Não vou deixar que vivam a vida por mim, não quero ser a eterna coadjuvante: Serei protagonista. Com a caneca, com a bicicleta e com todo o amor parisiense que um dia eu já desejei.

domingo, 14 de novembro de 2010

World Apart

Um dia acordei sem vontade de acompanhar o pôr-do-sol sozinha, com umas ligações a chamei pra ir ao terraço da minha casa, onde a gente sempre se encontrava, sabe? Ou naquele nosso barco de Londres, no seu bordel ou no apartamento que ainda estamos pra alugar, quando formos pra Bellas Artes. Qualquer parte de um mundo à parte, da qual os poucos problemas nem existem mesmo, e ficamos lá conversando e ouvindo a boa música cotidiana, rindo e falando besteira não muito pensada.
Daí, enquanto falávamos sobre o próximo ato inconseqüente e divertido que faríamos, ela se levantou e olhou bem nos meus olhos e assim, sem motivo - como a maioria de seus atos - começou a chorar, e a rir ao mesmo tempo. Começou a andar pra trás com o seu tênis favorito, e as mãos nos bolsos da calça jeans, enquanto eu gritava mais do que seguidas vezes o seu nome. Levantei correndo e fiquei paralisada. Meio assustada, meio risonha. Sem saber se ela estava aprontando mais uma: e estava.

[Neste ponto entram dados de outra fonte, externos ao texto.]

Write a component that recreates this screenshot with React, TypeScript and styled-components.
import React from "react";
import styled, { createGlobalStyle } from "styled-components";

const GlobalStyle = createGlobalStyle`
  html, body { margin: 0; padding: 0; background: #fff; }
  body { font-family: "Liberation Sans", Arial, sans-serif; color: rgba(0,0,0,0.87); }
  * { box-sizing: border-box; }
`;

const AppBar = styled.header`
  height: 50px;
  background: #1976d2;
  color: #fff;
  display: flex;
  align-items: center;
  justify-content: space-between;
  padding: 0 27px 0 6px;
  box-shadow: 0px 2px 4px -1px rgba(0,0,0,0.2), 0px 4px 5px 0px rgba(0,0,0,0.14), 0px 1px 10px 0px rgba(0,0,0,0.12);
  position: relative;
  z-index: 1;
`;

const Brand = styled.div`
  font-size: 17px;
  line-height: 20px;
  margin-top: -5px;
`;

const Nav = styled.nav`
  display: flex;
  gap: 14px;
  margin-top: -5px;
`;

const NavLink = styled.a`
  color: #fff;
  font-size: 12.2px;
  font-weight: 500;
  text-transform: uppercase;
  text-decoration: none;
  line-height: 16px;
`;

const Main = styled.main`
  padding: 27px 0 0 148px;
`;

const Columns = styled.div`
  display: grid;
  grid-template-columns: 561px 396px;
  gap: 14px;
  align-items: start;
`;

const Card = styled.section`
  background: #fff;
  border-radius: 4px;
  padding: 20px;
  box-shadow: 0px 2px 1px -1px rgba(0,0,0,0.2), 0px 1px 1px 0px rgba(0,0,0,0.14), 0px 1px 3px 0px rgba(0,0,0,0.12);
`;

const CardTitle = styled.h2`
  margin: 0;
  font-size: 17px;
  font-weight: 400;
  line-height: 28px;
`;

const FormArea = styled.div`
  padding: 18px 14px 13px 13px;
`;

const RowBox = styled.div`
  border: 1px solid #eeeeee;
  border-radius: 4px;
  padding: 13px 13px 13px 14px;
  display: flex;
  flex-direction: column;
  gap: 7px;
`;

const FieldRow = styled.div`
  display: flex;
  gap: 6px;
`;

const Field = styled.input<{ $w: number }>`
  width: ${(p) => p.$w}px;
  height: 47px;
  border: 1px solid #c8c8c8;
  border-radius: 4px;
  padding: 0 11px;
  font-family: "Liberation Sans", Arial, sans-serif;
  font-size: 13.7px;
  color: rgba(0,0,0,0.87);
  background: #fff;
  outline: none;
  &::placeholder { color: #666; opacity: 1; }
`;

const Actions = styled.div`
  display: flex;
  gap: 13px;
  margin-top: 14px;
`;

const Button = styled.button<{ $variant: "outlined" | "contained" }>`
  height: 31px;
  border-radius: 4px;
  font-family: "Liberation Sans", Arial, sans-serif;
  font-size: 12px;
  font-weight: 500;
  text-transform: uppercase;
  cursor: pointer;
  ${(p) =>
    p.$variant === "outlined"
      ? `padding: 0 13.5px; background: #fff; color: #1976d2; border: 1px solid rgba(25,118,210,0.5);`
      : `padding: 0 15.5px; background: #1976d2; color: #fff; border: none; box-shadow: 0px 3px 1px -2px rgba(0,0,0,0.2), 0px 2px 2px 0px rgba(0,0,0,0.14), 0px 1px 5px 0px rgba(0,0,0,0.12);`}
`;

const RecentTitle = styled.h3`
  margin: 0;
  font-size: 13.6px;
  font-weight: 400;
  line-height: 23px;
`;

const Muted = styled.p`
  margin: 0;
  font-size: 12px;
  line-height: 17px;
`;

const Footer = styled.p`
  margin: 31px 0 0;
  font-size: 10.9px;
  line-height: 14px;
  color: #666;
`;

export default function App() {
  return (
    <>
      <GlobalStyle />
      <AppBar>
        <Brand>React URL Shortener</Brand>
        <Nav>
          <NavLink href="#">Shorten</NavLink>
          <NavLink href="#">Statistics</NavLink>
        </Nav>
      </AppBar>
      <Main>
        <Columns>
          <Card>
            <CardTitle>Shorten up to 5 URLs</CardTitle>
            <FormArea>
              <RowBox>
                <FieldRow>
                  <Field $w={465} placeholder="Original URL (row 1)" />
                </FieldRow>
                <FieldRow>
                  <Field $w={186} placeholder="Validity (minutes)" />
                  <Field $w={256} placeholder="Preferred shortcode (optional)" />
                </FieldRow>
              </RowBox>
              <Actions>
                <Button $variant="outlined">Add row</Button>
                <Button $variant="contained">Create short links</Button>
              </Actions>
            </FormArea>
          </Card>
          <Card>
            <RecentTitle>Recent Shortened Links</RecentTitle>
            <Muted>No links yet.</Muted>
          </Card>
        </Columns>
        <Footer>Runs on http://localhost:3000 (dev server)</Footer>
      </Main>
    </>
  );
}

Ela andou o suficiente pra chegar bem à beirada do terraço e disse:
- Eu só gosto de sorvete sabor creme, com uvas passas.
Jogou-se de lá em silêncio, com o rosto virado para o seu último pôr-do-sol.
Eu fiquei lá, encarando em silêncio o nada. Sem saber o que fazer com o empréstimo que tomamos pra comprar os engradados, ou o que fazer com todas as nossas fotos e os ingressos das nossas bandas favoritas.
Foram tantos sonhos, tantos futuros, tantas possibilidades, era tanto tudo: Ela só gostava de um único sorvete, o que eu poderia fazer?
Eu considerava muito pouco, antecipar seu fim por uma preferência, já que podia ter preferido a mim, a sua família, a seus amigos, aos seus ídolos: a ela mesma.

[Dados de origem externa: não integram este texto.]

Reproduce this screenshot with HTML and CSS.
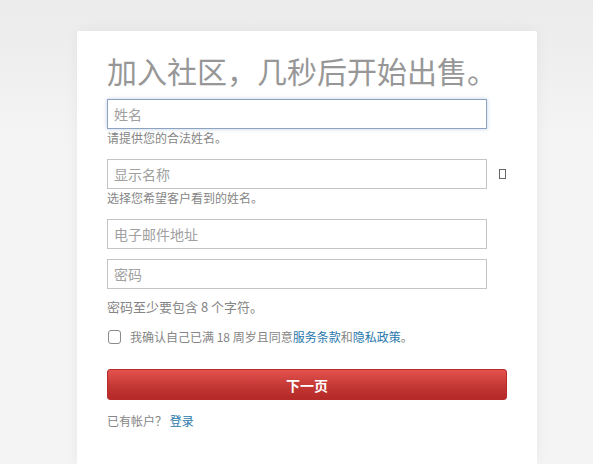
FILE: index.html
```html
<!DOCTYPE html>
<html lang="zh-CN">
<head>
    <meta charset="UTF-8">
    <meta name="viewport" content="width=device-width, initial-scale=1.0">
    <title>加入社区</title>
    <link rel="stylesheet" href="styles.css">
</head>
<body>
    <div class="page">
        <div class="signup-card">
            <h1 class="title">加入社区，几秒后开始出售。</h1>
            <form class="signup-form">
                <div class="field">
                    <input type="text" class="text-input is-focused" placeholder="姓名">
                    <p class="hint">请提供您的合法姓名。</p>
                </div>
                <div class="field">
                    <div class="input-row">
                        <input type="text" class="text-input" placeholder="显示名称">
                        <span class="info-mark"></span>
                    </div>
                    <p class="hint">选择您希望客户看到的姓名。</p>
                </div>
                <div class="field field-tight">
                    <input type="email" class="text-input" placeholder="电子邮件地址">
                </div>
                <div class="field">
                    <input type="password" class="text-input" placeholder="密码">
                    <p class="hint hint-password">密码至少要包含 8 个字符。</p>
                </div>
                <label class="agree">
                    <input type="checkbox" class="agree-box">
                    <span>我确认自己已满 18 周岁且同意<a href="#">服务条款</a>和<a href="#">隐私政策</a>。</span>
                </label>
                <button type="button" class="next-btn">下一页</button>
                <p class="login-line">已有帐户？ <a href="#">登录</a></p>
            </form>
        </div>
    </div>
</body>
</html>
```

FILE: styles.css
```css
* {
    margin: 0;
    padding: 0;
    box-sizing: border-box;
}

html, body {
    height: 100%;
    overflow: hidden;
}

body {
    font-family: "Noto Sans CJK SC", "Liberation Sans", sans-serif;
    background: linear-gradient(#ebebeb, #f4f4f4 140px);
}

.page {
    height: 100%;
    padding: 31px 0 0 77px;
}

.signup-card {
    width: 460px;
    height: 100%;
    background-color: #fff;
    padding: 19px 30px 0 30px;
    border-radius: 2px 2px 0 0;
    box-shadow: 0 0 14px rgba(0, 0, 0, 0.05);
}

.title {
    font-size: 30px;
    line-height: 40px;
    font-weight: 400;
    color: #979797;
    margin-bottom: 9px;
    white-space: nowrap;
}

.field {
    margin-bottom: 12px;
}

.field-tight {
    margin-bottom: 10px;
}

.input-row {
    display: flex;
    align-items: center;
}

.text-input {
    display: block;
    width: 380px;
    height: 30px;
    padding: 0 6px;
    border: 1px solid #c4c4c4;
    font-family: inherit;
    font-size: 14px;
    color: #333;
    outline: none;
}

.text-input::placeholder {
    color: #a0a0a0;
}

.text-input.is-focused {
    border-color: #8da3c0;
    box-shadow: 0 0 4px rgba(110, 150, 200, 0.45);
}

.info-mark {
    width: 7px;
    height: 10px;
    border: 1px solid #666;
    margin-left: 12px;
}

.hint {
    font-size: 12px;
    line-height: 18px;
    color: #858585;
}

.hint-password {
    font-size: 13px;
    margin-top: 9px;
}

.agree {
    display: flex;
    align-items: center;
    font-size: 12px;
    line-height: 18px;
    color: #858585;
    margin-top: 1px;
}

.agree-box {
    appearance: none;
    width: 13px;
    height: 14px;
    border: 1px solid #8a8a8a;
    border-radius: 3px;
    margin: 0 9px 0 1px;
}

.agree a, .login-line a {
    color: #2a78ac;
    text-decoration: none;
}

.next-btn {
    display: block;
    width: 400px;
    height: 31px;
    margin-top: 23px;
    border: 1px solid #b62c2a;
    border-radius: 3px;
    background: linear-gradient(#e4534e, #c13532 60%, #b52a28);
    color: #fff;
    font-family: inherit;
    font-size: 14px;
    font-weight: 700;
}

.login-line {
    margin-top: 12px;
    font-size: 12px;
    line-height: 18px;
    color: #858585;
}
```
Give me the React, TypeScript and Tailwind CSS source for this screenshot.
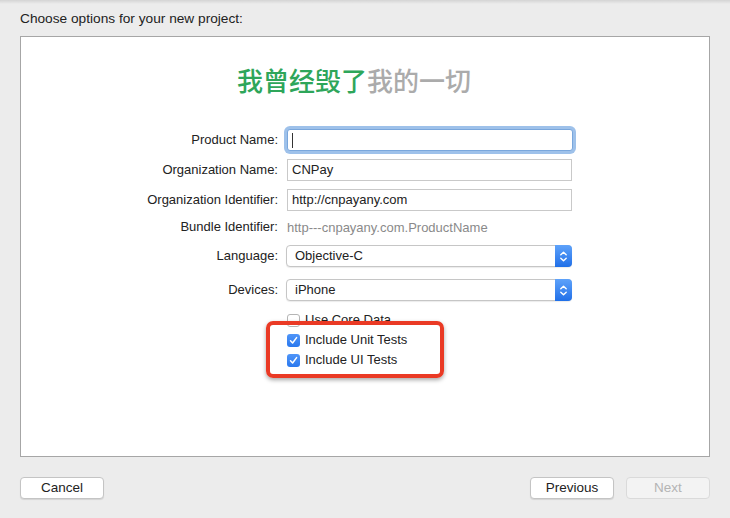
import React from "react";

const font = { fontFamily: '"Liberation Sans", Arial, sans-serif' };

function Field({ value, focused }: { value?: string; focused?: boolean }) {
  if (focused) {
    return (
      <div className="w-[286px] h-[22px] rounded-[3px] ring-[3px] ring-[#9ec1ea] border border-[#7aa7dc] bg-white flex items-center pl-[4px]">
        <div className="w-px h-[15px] bg-[#333]" />
      </div>
    );
  }
  return (
    <div className="w-[285px] h-[22px] border border-[#c9c9c9] bg-white flex items-center pl-[4px] text-[13px] text-[#222]">
      {value}
    </div>
  );
}

function Popup({ value }: { value: string }) {
  return (
    <div className="w-[286px] h-[22px] ml-[-1px] rounded-[4px] border border-[#c6c6c6] bg-white flex items-center shadow-[0_1px_1px_rgba(0,0,0,0.08)]">
      <div className="flex-1 pl-[8px] text-[13px] text-[#222]">{value}</div>
      <div className="w-[17px] h-[22px] mr-[-1px] rounded-r-[4px] bg-gradient-to-b from-[#5ea2fa] to-[#1f6fe8] flex items-center justify-center">
        <svg width="9" height="13" viewBox="0 0 9 13" fill="none" stroke="white" strokeWidth="1.4" strokeLinecap="round" strokeLinejoin="round">
          <path d="M1.8 4.8 L4.5 2.2 L7.2 4.8" />
          <path d="M1.8 8.2 L4.5 10.8 L7.2 8.2" />
        </svg>
      </div>
    </div>
  );
}

function Row({ label, children, className }: { label: string; children: React.ReactNode; className?: string }) {
  return (
    <div className={"flex items-center " + (className || "")}>
      <div className="w-[257px] text-right text-[13px] text-[#222]">{label}</div>
      <div className="ml-[9px]">{children}</div>
    </div>
  );
}

function Check({ label, checked }: { label: string; checked?: boolean }) {
  return (
    <div className="flex items-center h-[20px] ml-[266px]">
      {checked ? (
        <div className="w-[13px] h-[13px] rounded-[3px] bg-gradient-to-b from-[#4f95f8] to-[#2a78ee] flex items-center justify-center">
          <svg width="9" height="9" viewBox="0 0 9 9" fill="none" stroke="white" strokeWidth="1.5" strokeLinecap="round" strokeLinejoin="round">
            <path d="M1.5 4.8 L3.6 7 L7.6 1.6" />
          </svg>
        </div>
      ) : (
        <div className="w-[13px] h-[13px] rounded-[3px] bg-white border border-[#b5b5b5]" />
      )}
      <span className="ml-[5px] text-[13px] text-[#222]">{label}</span>
    </div>
  );
}

function Button({ label, disabled }: { label: string; disabled?: boolean }) {
  return (
    <div
      className={
        "w-[84px] h-[22px] rounded-[4px] border flex items-center justify-center text-[13.5px] " +
        (disabled
          ? "border-[#dadada] bg-[#f3f3f3] text-[#b4b4b4]"
          : "border-[#c4c4c4] bg-white text-[#222] shadow-[0_1px_1px_rgba(0,0,0,0.1)]")
      }
    >
      {label}
    </div>
  );
}

export default function App() {
  return (
    <div style={font} className="w-[730px] h-[518px] bg-[#ececec] relative overflow-hidden">
      <div className="h-[4px] bg-gradient-to-b from-[#d4d4d4] to-[#ececec]" />
      <div className="pt-[6px] pl-[20px] text-[13.7px] leading-[18px] text-[#222]">
        Choose options for your new project:
      </div>
      <div className="ml-[20px] mt-[8px] w-[690px] h-[421px] bg-white border border-[#a6a6a6] relative">
        <div
          className="pt-[27px] pr-[22px] text-center text-[26px] leading-[32px] font-medium"
          style={{ fontFamily: '"Noto Sans CJK SC", sans-serif' }}
        >
          <span className="text-[#2ea65a]">我曾经毁了</span>
          <span className="text-[#ababab]">我的一切</span>
        </div>
        <Row label="Product Name:" className="mt-[33px]">
          <Field focused />
        </Row>
        <Row label="Organization Name:" className="mt-[8px]">
          <Field value="CNPay" />
        </Row>
        <Row label="Organization Identifier:" className="mt-[8px]">
          <Field value="http://cnpayany.com" />
        </Row>
        <Row label="Bundle Identifier:" className="mt-[8px] h-[16px]">
          <span className="text-[13px] text-[#8a8a8a]">http---cnpayany.com.ProductName</span>
        </Row>
        <Row label="Language:" className="mt-[10px]">
          <Popup value="Objective-C" />
        </Row>
        <Row label="Devices:" className="mt-[12px]">
          <Popup value="iPhone" />
        </Row>
        <div className="mt-[9px]">
          <Check label="Use Core Data" />
          <Check label="Include Unit Tests" checked />
          <Check label="Include UI Tests" checked />
        </div>
        <div className="absolute left-[245px] top-[284px] w-[178px] h-[57px] border-[4px] border-[#ea3a25] rounded-[7px] shadow-[0_2px_4px_rgba(0,0,0,0.35)]" />
      </div>
      <div className="flex items-center mt-[20px] px-[20px]">
        <Button label="Cancel" />
        <div className="flex-1" />
        <Button label="Previous" />
        <div className="w-[12px]" />
        <Button label="Next" disabled />
      </div>
    </div>
  );
}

Porque, porque você não se prefere?
Se ame, eu te amo.

domingo, 7 de novembro de 2010

Σοφíα

Desculpa por ter que parecer assim, tenso. É que as coisas são sempre tão engraçadas e tão intensionalmente escritas errado. Mas não é interesse, é só agradecimento.

Obrigada, Sabedoria.

Não é pra você, você.

No começo passou tão devagar, daquele jeito de início de conversa. Tudo com muito pudor, com muita suspeita. Sempre procurando o ponto certo, pra se guiar e acabar se aprofundando em algo com a esperança que a espontaneidade surgisse.
Então levantamos, daquele jeito sem motivo, que ninguém sabe explicar mesmo o porquê de sair andando por um caminho que não tem final. E continuamos ali, falando inicialmente de flores, eu acho. - é claro que não.
Eu não sei claramente, e aposto que ela também não sabe, quando exatamente passamos a falar de sentimentos e a dividir os problemas. Ou quando passamos a ter uma língua própria e uma própria risada. E digo com sinceridade quando digo que não tenho interesse no por que. Eu só sei que foi assim, automático.
Foi quando ela falou sobre estar perdida, que eu resolvi olhar para trás, só então naquele momento, percebi o quão distante estávamos de todo o resto. O quão sozinhas, mas não solitárias, estávamos do mundo.
Não é que eu seja única pra ela - ou ela única pra mim. É só que as horas passaram a fazer greve quando ela não estava. As risadas se economizam quando não divididas com as dela, as loucuras e os momentos pré-agendados de diversão sem consciência só são escolhidos em datas possíveis pra gente. Eu peguei algumas de suas manias, de suas palavras e criei uma série delas juntamente com seus costumes.
Passei a amá-la muito antes de isso dizer, por vergonha? Eu não sei, eu, não, sei, eu não sei, eu não, eu. Sei. Sei que a amo, não é suficiente?
Então parem de suspeitar, de perguntar, de insinuar, de dizer, de argumentar, de profetizar, de decidir. É isso, só isso: Eu a amo muito, muito, muito, muito.


Com todo esse amor que faz a gente digitar mais devagar quando ama.